### Task instructions
Reproduce the listing below exactly. Pictures do not belong in the copy.

### Recorded data
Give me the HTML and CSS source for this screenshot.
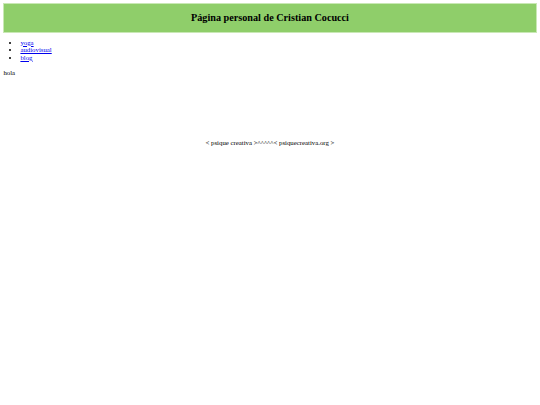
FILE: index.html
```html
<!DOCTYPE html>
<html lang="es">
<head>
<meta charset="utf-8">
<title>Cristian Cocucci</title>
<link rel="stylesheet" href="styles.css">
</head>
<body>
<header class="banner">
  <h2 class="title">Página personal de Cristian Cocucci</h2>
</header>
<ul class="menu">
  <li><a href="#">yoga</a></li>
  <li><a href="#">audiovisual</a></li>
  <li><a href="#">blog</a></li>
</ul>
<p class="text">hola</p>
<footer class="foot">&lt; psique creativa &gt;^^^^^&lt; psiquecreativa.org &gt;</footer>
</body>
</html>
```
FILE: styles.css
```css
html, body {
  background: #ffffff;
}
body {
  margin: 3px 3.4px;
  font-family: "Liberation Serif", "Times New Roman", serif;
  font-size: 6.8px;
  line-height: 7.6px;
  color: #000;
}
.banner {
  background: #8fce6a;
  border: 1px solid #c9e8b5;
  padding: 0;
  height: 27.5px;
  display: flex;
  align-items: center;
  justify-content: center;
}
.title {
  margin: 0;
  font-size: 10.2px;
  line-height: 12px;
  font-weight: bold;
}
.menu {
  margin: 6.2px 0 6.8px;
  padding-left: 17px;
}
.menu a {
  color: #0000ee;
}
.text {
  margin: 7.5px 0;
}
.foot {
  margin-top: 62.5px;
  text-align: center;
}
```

### Reply to the exercise
Give me the HTML and CSS source for this screenshot.
FILE: index.html
```html
<!DOCTYPE html>
<html lang="es">
<head>
<meta charset="utf-8">
<title>Cristian Cocucci</title>
<link rel="stylesheet" href="styles.css">
</head>
<body>
<header class="banner">
  <h2 class="title">Página personal de Cristian Cocucci</h2>
</header>
<ul class="menu">
  <li><a href="#">yoga</a></li>
  <li><a href="#">audiovisual</a></li>
  <li><a href="#">blog</a></li>
</ul>
<p class="text">hola</p>
<footer class="foot">&lt; psique creativa &gt;^^^^^&lt; psiquecreativa.org &gt;</footer>
</body>
</html>
```
FILE: styles.css
```css
html, body {
  background: #ffffff;
}
body {
  margin: 3px 3.4px;
  font-family: "Liberation Serif", "Times New Roman", serif;
  font-size: 6.8px;
  line-height: 7.6px;
  color: #000;
}
.banner {
  background: #8fce6a;
  border: 1px solid #c9e8b5;
  padding: 0;
  height: 27.5px;
  display: flex;
  align-items: center;
  justify-content: center;
}
.title {
  margin: 0;
  font-size: 10.2px;
  line-height: 12px;
  font-weight: bold;
}
.menu {
  margin: 6.2px 0 6.8px;
  padding-left: 17px;
}
.menu a {
  color: #0000ee;
}
.text {
  margin: 7.5px 0;
}
.foot {
  margin-top: 62.5px;
  text-align: center;
}
```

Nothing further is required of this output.